> _COLLECTED MATERIAL_
------------------------------------
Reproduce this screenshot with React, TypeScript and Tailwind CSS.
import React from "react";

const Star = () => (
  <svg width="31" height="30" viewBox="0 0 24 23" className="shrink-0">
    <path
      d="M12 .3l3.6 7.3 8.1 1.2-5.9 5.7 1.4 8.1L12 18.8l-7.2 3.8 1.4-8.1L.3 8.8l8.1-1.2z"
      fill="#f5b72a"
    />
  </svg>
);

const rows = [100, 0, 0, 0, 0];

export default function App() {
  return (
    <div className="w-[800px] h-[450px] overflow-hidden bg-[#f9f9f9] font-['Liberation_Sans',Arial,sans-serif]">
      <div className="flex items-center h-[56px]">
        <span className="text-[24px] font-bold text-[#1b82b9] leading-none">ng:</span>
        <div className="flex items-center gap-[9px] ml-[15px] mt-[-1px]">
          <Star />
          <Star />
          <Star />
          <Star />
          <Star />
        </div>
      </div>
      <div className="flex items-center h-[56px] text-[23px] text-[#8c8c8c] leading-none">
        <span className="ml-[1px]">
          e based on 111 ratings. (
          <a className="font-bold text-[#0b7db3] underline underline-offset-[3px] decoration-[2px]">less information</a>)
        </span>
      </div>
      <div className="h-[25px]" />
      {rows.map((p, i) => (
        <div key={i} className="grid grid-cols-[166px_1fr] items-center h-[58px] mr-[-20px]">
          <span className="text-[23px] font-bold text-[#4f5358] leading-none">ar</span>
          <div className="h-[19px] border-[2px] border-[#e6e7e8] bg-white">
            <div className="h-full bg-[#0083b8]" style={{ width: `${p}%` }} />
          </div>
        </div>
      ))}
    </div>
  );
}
------------------------------------
Each line from the start of the listing above through the line containing "const rows = [100, 0, 0, 0, 0];" should be copied exactly, please, with no other lines added.

> _EXERCISE OUTPUT_
Reproduce this screenshot with React, TypeScript and Tailwind CSS.
import React from "react";

const Star = () => (
  <svg width="31" height="30" viewBox="0 0 24 23" className="shrink-0">
    <path
      d="M12 .3l3.6 7.3 8.1 1.2-5.9 5.7 1.4 8.1L12 18.8l-7.2 3.8 1.4-8.1L.3 8.8l8.1-1.2z"
      fill="#f5b72a"
    />
  </svg>
);

const rows = [100, 0, 0, 0, 0];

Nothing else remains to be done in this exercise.